Since score propriety (i.e. a score being proper) seems like such a basic requirement, why would anyone use an improper scoring rule? It turns out that there are some scores with nice properties but are not improper.

For example, imagine that we want to compare scores against some baseline forecaster. Given some score $S$, we can convert it to a skill score through normalization: \begin{aligned} SS(P, \omega) = \dfrac{S(P_{baseline}, \omega) - S(P, \omega)}{S(P_{baseline}, \omega)} = 1 - \dfrac{S(P, \omega)}{S(P_{baseline}, \omega)}, \end{aligned}

where $P_{baseline}$ is the probabilistic forecast which the baseline makes. If $S$ is negatively-oriented (smaller is better) and if the scores it produces are always non-negative, then the associated skill score is positively-oriented and in the range $(-\infty, 1]$.

Skill scores seem reasonable as they give us a fixed upper bound to aspire to. However, in general skill scores are improper. (See Reference 2 for a proof, and Section 2.3 of Reference 1 for another normalization scheme.)

Two other examples of improper scores that have been used are the naive linear score and mean squared error (MSE) (see Reference 3 for details). Note that mean squared error here is not the usual MSE we use for point forecasts: there is a more general definition for probabilistic forecasts.

Some examples of proper scoring rules

Reference 1 contains a number of examples of proper scoring rules. First, assume that the sample space for the response is categorical (with loss of generality, let it be $\{1, 2, \dots, J \}$), and let the probabilistic forecast be represented by $p_i = P(\omega = i)$. Here are 4 proper scoring rules for categorical variables (only 1-3 are strictly proper):

1. The Brier score: $S(P, i) = \displaystyle\sum_{j=1}^J (\delta_{ij} - p_j)^2$, where $\delta_{ij} = 1\{ i = j\}$. (I wrote a previous post on the Brier score here.)
2. The spherical score: For some parameter $\alpha > 1$, the (generalized) spherical score is defined as $S(P, i) = \dfrac{p_i^{\alpha - 1}}{(\sum_{j=1}^J p_j^\alpha)^{(\alpha - 1)/\alpha}}$. The traditional spherical score is the special case $\alpha = 2$.
3. The logarithmic score: $S(P, i) = \log p_i$.
4. The zero-one score: Let $M = \text{argmin}_j p_j$ be the set of modes of the probabilistic forecast. Then the zero-one score is defined as $S(P, i) = 1\{ i \in M \}$.

There are similar examples for continuous responses. For simplicity, assume that the probabilistic forecast $P$ has a density $p$ w.r.t.

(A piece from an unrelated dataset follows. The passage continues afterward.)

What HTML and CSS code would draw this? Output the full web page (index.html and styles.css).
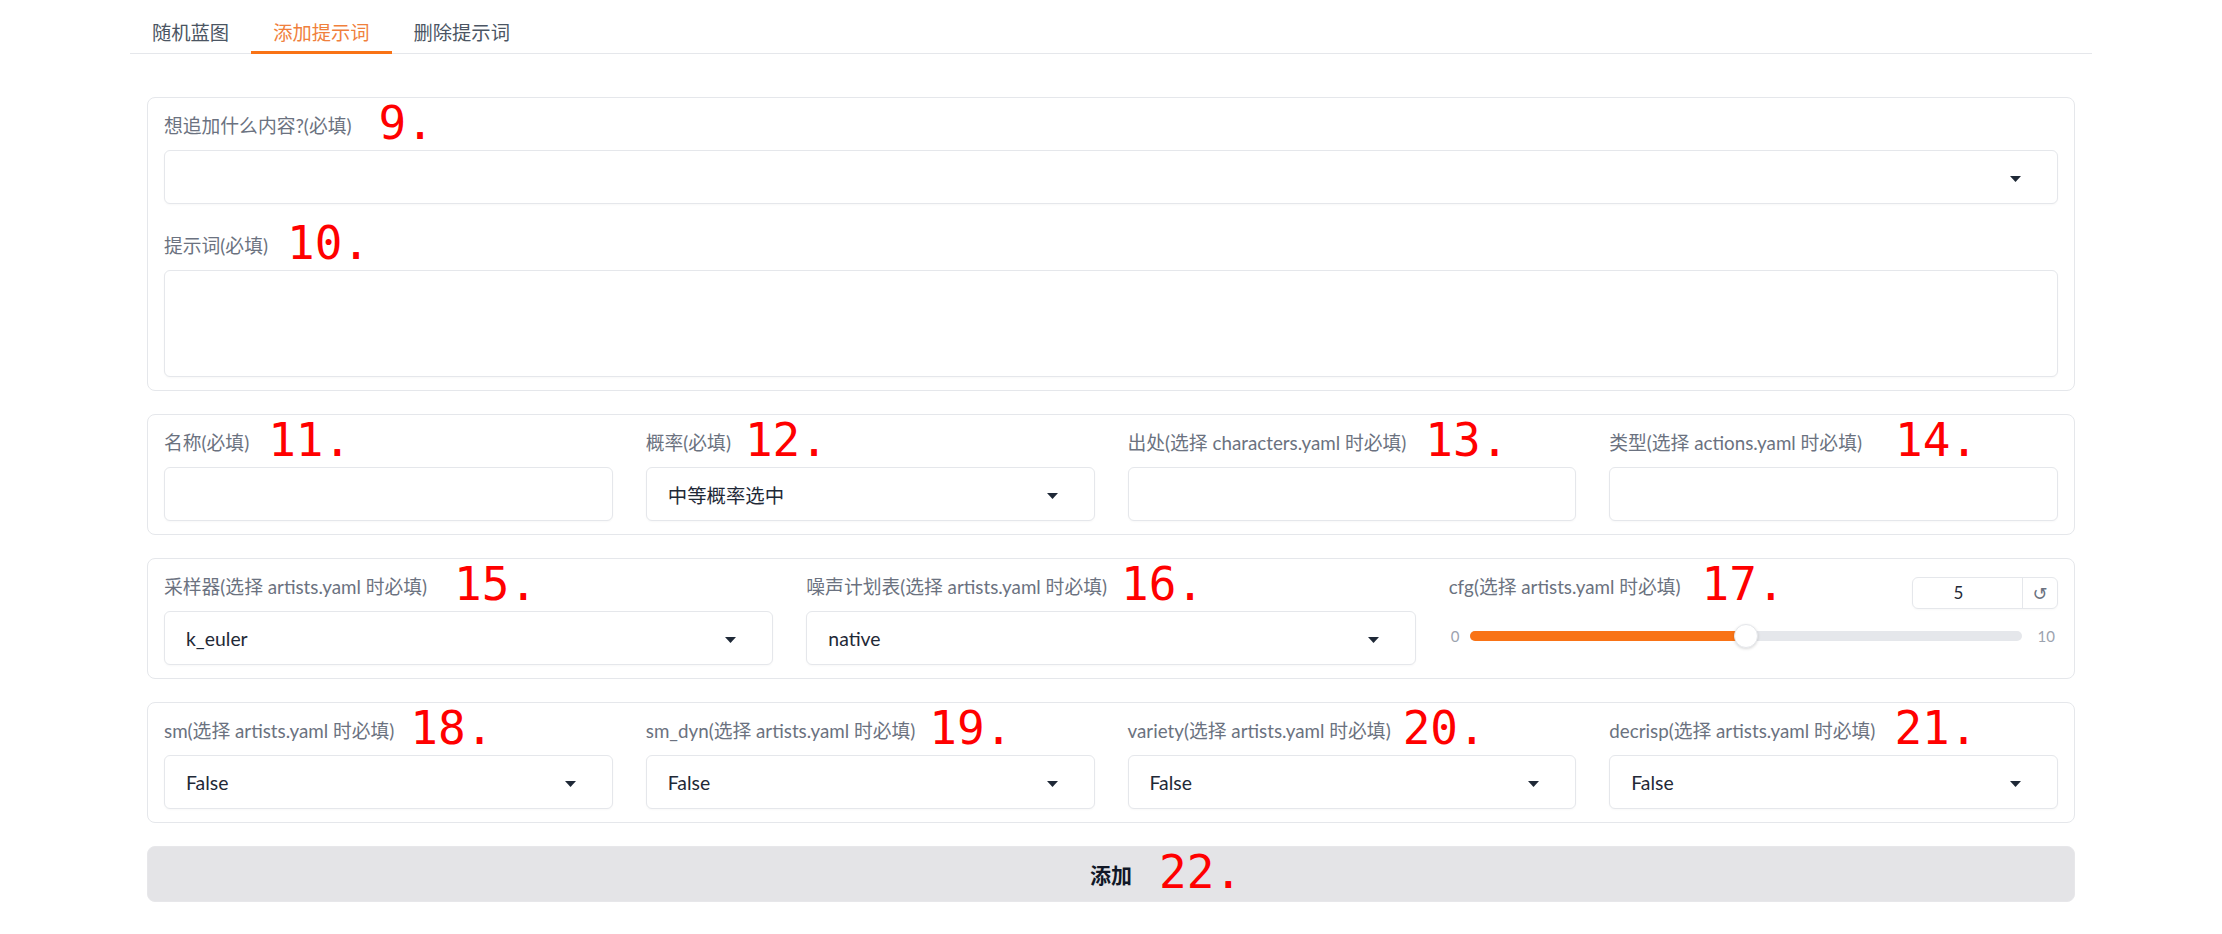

Lebesgue measure. (See Reference 1 for a more mathematically rigorous description.) Define \begin{aligned} \| p \|_\alpha = \left( \int p(\omega)^\alpha d\omega \right)^{1/\alpha}. \end{aligned}

1. The quadratic score: $S(P, \omega) = 2p(\omega) - \|p\|_2^2$.
2. The pseudospherical score: For $\alpha >$, $S(P, \omega) = p(\omega)^{\alpha - 1} / \| p\|_\alpha^{\alpha - 1}$.
3. The logarithmic score: $S(P, \omega) = \log p(\omega)$. This can be viewed as the limiting case of the pseudospherical score as $\alpha \rightarrow 1$. It is widely used, and is also known as the predictive deviance or ignorance score.

There are options for proper scoring rules if the probabilistic forecast $P$ does not have a density. Every probabilistic forecast will have a cumulative distribution function $F$, and we can construct scores from that. The continuous ranked probability score (CRPS) is one such score, defined as \begin{aligned} S(P, \omega) = -\int_{-\infty}^\infty [F(y) - 1\{ y \geq \omega \}]^2 dy. \end{aligned}

The CRPS corresponds to the integral of the Brier scores for the associated binary probability forecasts at all real-valued thresholds.

References:

1. Gneiting, T., and Raftery, A. E. (2007). Strictly proper scoring rules, prediction and estimation.
2. Murphy, A. H. (1973). Hedging and skill scores for probability forecasts.
3. Bröcker, J., and Smith, L. A. (2007). Scoring probabilistic forecasts: The importance of being proper.